Let $\lambda=(\lambda_1,...,\lambda_n)$ be a partition with $l(\lambda)\leq n$. We define the shifted Schur polynomial in $n$ variables corresponding to $\lambda$ as \begin{equation*} s_{\lambda}^*(x_1,...,x_n)=\frac{\det(x_i +n-i \downharpoonright \lambda_j +n-j)}{\det(x_i +n-i \downharpoonright n-j)} \end{equation*} where $1 \leq i,j\leq n$.

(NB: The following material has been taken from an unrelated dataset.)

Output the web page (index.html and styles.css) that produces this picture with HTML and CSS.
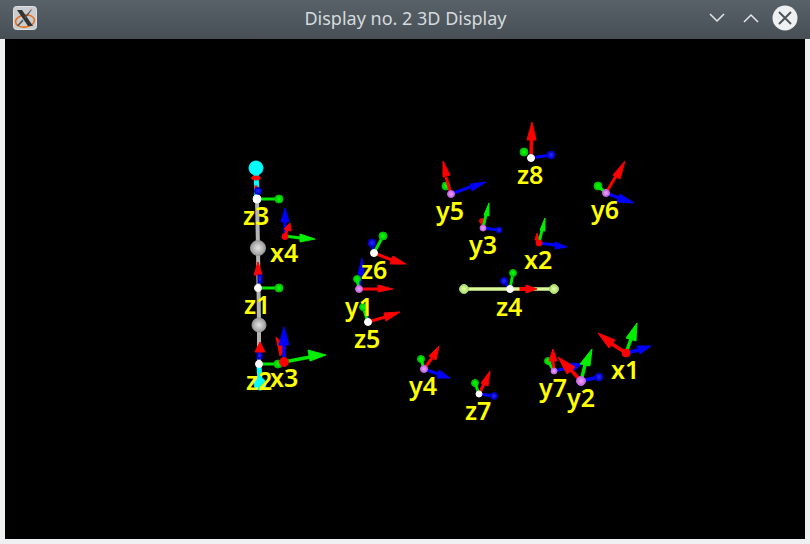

Then, let $\lambda=(1^2) \vdash 2$. Then, for $1 \leq i,j \leq 2$, \begin{equation*} \det(x_i +n-i \downharpoonright \lambda_j +n-j) = \begin{vmatrix} (x_1+1)x_1 & (x_1+1) \\ x_2(x_2-1) & x_2 \end{vmatrix} = -x_1x_2^2-x_2^2+x_1^2x_2+2x_1x_2+x_2 \end{equation*} and \begin{equation*} \det(x_i +n-i \downharpoonright \lambda_j +n-j) =\begin{vmatrix} (x_1+1) & 1 \\ x_2 & 1 \end{vmatrix} =x_1-x_2+1 \end{equation*} Hence, \begin{equation*} s^*_{(1^2)}(x_1,x_2)= \frac{-x_1x_2^2-x_2^2+x_1^2x_2+2x_1x_2+x_2}{x_1-x_2+1} = x_1x_2+x_2. \end{equation*}


Is this a shifted symmetric polynomial? If I change $x_1,x_2$ by $x_1-1+c$ and $x_2-2+c$, I get

\begin{equation*} s^*_{(1^2)}(x_1',x_2')=x_1'x_2'+x_2'=\\s^*_{(1^2)}(x_1,x_2)=x_1x_2-2x_1+cx_1+cx_2-2c+c^2 \end{equation*} which is not symmetric. How do you check this kind of thing?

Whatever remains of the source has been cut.